[BRIEF] Locate the lines of the listing below that hold "with", then copy each of them.

[THE RECORDS]
** start **
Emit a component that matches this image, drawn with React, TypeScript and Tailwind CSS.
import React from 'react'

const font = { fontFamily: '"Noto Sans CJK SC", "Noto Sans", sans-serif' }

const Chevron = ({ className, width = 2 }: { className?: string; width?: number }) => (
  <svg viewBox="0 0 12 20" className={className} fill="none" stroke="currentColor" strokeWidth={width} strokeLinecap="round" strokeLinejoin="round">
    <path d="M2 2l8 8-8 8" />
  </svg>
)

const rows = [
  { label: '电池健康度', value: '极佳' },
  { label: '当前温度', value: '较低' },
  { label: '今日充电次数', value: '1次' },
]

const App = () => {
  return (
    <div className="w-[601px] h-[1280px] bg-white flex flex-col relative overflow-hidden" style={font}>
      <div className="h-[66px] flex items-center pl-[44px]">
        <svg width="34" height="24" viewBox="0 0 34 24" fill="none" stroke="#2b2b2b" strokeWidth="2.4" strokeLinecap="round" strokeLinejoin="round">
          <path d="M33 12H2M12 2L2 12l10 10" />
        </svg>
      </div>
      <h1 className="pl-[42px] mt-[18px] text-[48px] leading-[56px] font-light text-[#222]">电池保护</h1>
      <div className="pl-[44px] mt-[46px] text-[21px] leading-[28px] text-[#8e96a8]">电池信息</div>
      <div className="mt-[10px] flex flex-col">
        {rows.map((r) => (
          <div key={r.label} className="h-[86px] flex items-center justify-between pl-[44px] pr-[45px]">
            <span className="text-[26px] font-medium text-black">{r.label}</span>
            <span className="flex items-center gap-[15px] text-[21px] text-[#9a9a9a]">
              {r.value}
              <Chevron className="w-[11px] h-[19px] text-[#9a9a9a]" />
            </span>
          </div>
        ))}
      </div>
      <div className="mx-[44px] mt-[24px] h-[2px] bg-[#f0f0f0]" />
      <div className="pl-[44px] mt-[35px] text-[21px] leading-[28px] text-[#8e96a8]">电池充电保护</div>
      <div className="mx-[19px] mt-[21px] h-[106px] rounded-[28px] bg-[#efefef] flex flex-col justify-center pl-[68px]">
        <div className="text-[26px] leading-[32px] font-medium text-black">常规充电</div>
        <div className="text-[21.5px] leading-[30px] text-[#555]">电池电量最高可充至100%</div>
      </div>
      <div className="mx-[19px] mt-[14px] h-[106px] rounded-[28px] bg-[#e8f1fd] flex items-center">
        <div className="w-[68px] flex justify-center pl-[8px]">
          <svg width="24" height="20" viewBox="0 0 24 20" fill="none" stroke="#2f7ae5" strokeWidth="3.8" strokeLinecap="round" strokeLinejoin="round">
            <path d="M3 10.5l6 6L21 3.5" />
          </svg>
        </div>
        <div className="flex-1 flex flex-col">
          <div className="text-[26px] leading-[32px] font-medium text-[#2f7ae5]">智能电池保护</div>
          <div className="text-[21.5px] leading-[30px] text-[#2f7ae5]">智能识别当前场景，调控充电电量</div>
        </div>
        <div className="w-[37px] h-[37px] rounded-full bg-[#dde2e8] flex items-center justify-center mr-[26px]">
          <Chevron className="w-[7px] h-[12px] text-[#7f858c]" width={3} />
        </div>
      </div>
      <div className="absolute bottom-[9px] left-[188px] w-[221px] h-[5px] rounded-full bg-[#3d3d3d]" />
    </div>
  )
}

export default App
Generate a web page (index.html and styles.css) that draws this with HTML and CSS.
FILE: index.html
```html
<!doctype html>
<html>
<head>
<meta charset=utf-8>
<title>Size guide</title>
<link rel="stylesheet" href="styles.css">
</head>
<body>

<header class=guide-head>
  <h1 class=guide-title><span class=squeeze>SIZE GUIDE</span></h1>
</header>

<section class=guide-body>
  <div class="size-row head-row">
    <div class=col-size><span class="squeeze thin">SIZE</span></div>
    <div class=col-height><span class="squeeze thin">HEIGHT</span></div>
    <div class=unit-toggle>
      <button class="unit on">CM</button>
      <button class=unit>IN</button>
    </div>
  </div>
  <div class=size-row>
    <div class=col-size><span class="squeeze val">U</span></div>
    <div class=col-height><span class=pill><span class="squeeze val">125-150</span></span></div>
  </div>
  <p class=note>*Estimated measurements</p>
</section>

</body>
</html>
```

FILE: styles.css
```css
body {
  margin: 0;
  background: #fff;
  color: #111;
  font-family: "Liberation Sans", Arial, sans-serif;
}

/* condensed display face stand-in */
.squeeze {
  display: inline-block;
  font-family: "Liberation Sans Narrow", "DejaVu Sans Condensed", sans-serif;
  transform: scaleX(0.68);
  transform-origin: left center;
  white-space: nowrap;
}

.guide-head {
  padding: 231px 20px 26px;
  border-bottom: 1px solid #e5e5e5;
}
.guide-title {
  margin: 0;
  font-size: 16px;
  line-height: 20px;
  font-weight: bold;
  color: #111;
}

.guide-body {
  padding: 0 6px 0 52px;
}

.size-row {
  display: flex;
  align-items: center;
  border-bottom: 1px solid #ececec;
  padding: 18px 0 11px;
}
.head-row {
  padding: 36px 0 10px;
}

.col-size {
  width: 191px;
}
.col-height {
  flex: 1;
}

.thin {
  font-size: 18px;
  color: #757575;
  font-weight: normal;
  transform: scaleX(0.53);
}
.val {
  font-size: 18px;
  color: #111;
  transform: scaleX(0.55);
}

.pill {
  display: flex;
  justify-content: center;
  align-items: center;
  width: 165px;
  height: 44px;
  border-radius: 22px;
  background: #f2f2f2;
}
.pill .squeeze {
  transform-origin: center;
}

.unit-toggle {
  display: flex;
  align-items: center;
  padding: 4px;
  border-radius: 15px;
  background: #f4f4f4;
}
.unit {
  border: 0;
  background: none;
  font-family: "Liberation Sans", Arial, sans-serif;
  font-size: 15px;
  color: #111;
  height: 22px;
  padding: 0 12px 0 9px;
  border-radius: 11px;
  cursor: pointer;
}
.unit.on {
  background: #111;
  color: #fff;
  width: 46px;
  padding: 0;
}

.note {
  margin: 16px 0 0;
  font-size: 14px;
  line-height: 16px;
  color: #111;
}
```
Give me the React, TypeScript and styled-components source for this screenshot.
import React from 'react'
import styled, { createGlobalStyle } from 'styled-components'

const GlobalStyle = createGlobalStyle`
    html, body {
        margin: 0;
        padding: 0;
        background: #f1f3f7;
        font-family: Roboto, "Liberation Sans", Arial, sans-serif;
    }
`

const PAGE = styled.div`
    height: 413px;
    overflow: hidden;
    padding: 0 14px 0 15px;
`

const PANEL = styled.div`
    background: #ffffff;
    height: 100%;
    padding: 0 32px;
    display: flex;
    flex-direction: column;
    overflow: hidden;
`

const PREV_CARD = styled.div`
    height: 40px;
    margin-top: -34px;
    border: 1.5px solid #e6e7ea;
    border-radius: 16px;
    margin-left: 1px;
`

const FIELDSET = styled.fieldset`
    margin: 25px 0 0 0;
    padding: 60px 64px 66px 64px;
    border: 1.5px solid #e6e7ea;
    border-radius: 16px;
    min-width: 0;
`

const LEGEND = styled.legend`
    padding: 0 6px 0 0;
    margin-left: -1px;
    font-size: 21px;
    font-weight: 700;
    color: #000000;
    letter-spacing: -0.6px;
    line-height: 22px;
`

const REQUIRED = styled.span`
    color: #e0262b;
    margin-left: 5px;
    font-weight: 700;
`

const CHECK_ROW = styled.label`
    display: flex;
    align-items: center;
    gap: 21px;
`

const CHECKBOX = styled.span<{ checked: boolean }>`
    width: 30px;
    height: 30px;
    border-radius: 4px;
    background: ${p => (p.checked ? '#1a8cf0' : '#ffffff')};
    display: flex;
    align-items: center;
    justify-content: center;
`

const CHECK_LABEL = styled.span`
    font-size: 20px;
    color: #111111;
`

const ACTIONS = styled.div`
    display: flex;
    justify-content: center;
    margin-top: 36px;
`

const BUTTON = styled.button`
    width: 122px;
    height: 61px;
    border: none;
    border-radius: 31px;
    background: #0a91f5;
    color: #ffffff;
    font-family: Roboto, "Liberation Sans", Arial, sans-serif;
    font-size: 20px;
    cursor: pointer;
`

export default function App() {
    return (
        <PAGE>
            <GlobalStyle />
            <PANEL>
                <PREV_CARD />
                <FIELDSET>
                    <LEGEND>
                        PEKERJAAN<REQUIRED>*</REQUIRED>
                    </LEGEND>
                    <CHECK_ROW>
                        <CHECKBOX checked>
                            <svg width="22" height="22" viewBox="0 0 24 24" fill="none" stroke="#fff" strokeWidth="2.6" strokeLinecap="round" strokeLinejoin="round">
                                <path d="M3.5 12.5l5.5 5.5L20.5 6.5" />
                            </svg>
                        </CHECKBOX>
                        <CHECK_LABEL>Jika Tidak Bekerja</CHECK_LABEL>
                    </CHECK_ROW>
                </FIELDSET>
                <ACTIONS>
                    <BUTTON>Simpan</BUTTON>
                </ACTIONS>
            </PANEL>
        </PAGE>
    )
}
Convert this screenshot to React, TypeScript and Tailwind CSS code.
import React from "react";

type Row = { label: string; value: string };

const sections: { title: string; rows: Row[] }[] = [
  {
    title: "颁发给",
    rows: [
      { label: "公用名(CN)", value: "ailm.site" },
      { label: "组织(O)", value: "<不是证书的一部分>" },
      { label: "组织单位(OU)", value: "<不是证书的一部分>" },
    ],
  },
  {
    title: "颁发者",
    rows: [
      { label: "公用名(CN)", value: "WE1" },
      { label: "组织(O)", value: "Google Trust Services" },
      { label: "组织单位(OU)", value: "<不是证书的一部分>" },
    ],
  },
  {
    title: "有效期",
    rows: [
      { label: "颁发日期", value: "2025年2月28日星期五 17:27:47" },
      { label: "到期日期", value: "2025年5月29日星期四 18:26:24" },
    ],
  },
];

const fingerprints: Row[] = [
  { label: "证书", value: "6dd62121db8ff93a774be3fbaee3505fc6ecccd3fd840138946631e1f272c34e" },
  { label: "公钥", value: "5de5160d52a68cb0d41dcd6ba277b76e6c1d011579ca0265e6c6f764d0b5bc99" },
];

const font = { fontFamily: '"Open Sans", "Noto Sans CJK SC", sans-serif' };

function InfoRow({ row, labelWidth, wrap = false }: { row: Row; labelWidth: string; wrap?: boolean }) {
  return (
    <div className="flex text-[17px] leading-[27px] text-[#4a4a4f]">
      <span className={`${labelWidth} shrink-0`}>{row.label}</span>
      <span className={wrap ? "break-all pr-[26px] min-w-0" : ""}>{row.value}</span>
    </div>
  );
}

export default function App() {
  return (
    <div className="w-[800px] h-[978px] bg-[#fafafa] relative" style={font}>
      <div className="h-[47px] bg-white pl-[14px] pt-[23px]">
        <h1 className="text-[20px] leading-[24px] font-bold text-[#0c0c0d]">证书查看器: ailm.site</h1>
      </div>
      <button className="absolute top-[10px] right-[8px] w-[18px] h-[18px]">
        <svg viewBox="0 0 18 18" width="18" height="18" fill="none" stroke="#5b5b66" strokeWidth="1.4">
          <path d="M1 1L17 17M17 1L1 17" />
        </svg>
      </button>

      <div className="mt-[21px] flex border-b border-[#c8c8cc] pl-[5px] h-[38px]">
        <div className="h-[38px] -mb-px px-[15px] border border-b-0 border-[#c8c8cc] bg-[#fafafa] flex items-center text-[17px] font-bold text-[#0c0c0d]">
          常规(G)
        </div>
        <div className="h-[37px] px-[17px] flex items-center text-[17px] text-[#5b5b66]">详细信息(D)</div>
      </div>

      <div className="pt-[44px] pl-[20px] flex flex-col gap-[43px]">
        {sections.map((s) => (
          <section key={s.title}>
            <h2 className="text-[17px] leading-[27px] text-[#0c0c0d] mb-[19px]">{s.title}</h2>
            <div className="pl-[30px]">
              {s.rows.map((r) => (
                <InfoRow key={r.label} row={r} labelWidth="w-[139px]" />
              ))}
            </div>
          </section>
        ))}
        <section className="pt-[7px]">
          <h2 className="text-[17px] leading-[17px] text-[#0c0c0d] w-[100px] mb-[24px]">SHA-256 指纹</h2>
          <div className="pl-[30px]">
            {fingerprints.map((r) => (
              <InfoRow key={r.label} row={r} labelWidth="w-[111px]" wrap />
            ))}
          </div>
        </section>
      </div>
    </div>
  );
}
** end **
[SOLUTION]
Emit a component that matches this image, drawn with React, TypeScript and Tailwind CSS.
Generate a web page (index.html and styles.css) that draws this with HTML and CSS.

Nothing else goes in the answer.